### WHAT TO WORK ON:
Tally the lines that contain the string "index" and give the number by itself.

===== SUPPLIED MATERIAL =====

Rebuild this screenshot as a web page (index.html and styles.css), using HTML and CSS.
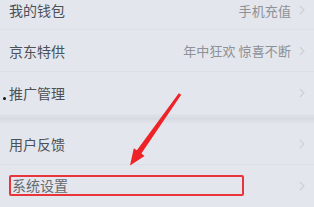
FILE: index.html
```html
<!DOCTYPE html>
<html lang="zh">
<head>
<meta charset="utf-8">
<link rel="stylesheet" href="styles.css">
</head>
<body>
<div class="screen">
  <div class="group">
    <div class="row first">
      <span class="label">我的钱包</span>
      <span class="extra">手机充值</span>
      <svg class="chev" width="6" height="10" viewBox="0 0 6 10"><polyline points="1,1 5,5 1,9" fill="none" stroke="#cdd0d6" stroke-width="1.2"/></svg>
    </div>
    <div class="row">
      <span class="label">京东特供</span>
      <span class="extra">年中狂欢 惊喜不断</span>
      <svg class="chev" width="6" height="10" viewBox="0 0 6 10"><polyline points="1,1 5,5 1,9" fill="none" stroke="#cdd0d6" stroke-width="1.2"/></svg>
    </div>
    <div class="row last">
      <span class="dot"></span>
      <span class="label">推广管理</span>
      <span class="extra"></span>
      <svg class="chev" width="6" height="10" viewBox="0 0 6 10"><polyline points="1,1 5,5 1,9" fill="none" stroke="#cdd0d6" stroke-width="1.2"/></svg>
    </div>
  </div>
  <div class="band"></div>
  <div class="group">
    <div class="row">
      <span class="label">用户反馈</span>
      <span class="extra"></span>
      <svg class="chev" width="6" height="10" viewBox="0 0 6 10"><polyline points="1,1 5,5 1,9" fill="none" stroke="#cdd0d6" stroke-width="1.2"/></svg>
    </div>
    <div class="row last">
      <span class="label boxed">系统设置</span>
      <span class="extra"></span>
      <svg class="chev" width="6" height="10" viewBox="0 0 6 10"><polyline points="1,1 5,5 1,9" fill="none" stroke="#cdd0d6" stroke-width="1.2"/></svg>
    </div>
  </div>
  <svg class="arrow" width="314" height="207" viewBox="0 0 314 207">
    <polygon points="181.2,94.8 141.4,153.6 144.6,156 130,165.5 133.8,148.2 136.9,150.3 178.8,93.2" fill="#ee2328"/>
  </svg>
</div>
</body>
</html>
```
FILE: styles.css
```css
html, body {
  margin: 0;
  padding: 0;
  background: #e3e6ec;
}
.screen {
  position: relative;
  width: 314px;
  height: 207px;
  overflow: hidden;
  background: #e3e6ec;
  font-family: "Noto Sans CJK SC", "Noto Sans", sans-serif;
}
.group {
  display: flex;
  flex-direction: column;
}
.row {
  position: relative;
  display: flex;
  align-items: center;
  height: 42px;
  padding: 0 9px 0 9px;
  box-sizing: border-box;
  border-bottom: 1px solid #dcdfe5;
}
.row.first {
  height: 30px;
  padding-bottom: 9px;
}
.row.last {
  border-bottom: none;
}
.label {
  font-size: 14px;
  color: #4c5057;
  line-height: 20px;
}
.extra {
  flex: 1;
  text-align: right;
  font-size: 13px;
  color: #8e9197;
  margin-right: 8px;
  letter-spacing: 0.1px;
}
.chev {
  flex: none;
}
.band {
  height: 9px;
  background: linear-gradient(#e0e3e9, #d7dae0 50%, #e0e3e9);
}
.boxed {
  width: 235px;
  height: 21px;
  box-sizing: border-box;
  border: 2px solid #e8343a;
  border-radius: 2px;
  padding-left: 1px;
  line-height: 17px;
  margin-top: -2px;
  color: #666a71;
}
.dot {
  position: absolute;
  left: 3px;
  top: 25px;
  width: 3px;
  height: 3px;
  border-radius: 50%;
  background: #111;
}
.arrow {
  position: absolute;
  left: 0;
  top: 0;
  pointer-events: none;
}
```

=====

### ANSWER TO THIS PROBLEM:
2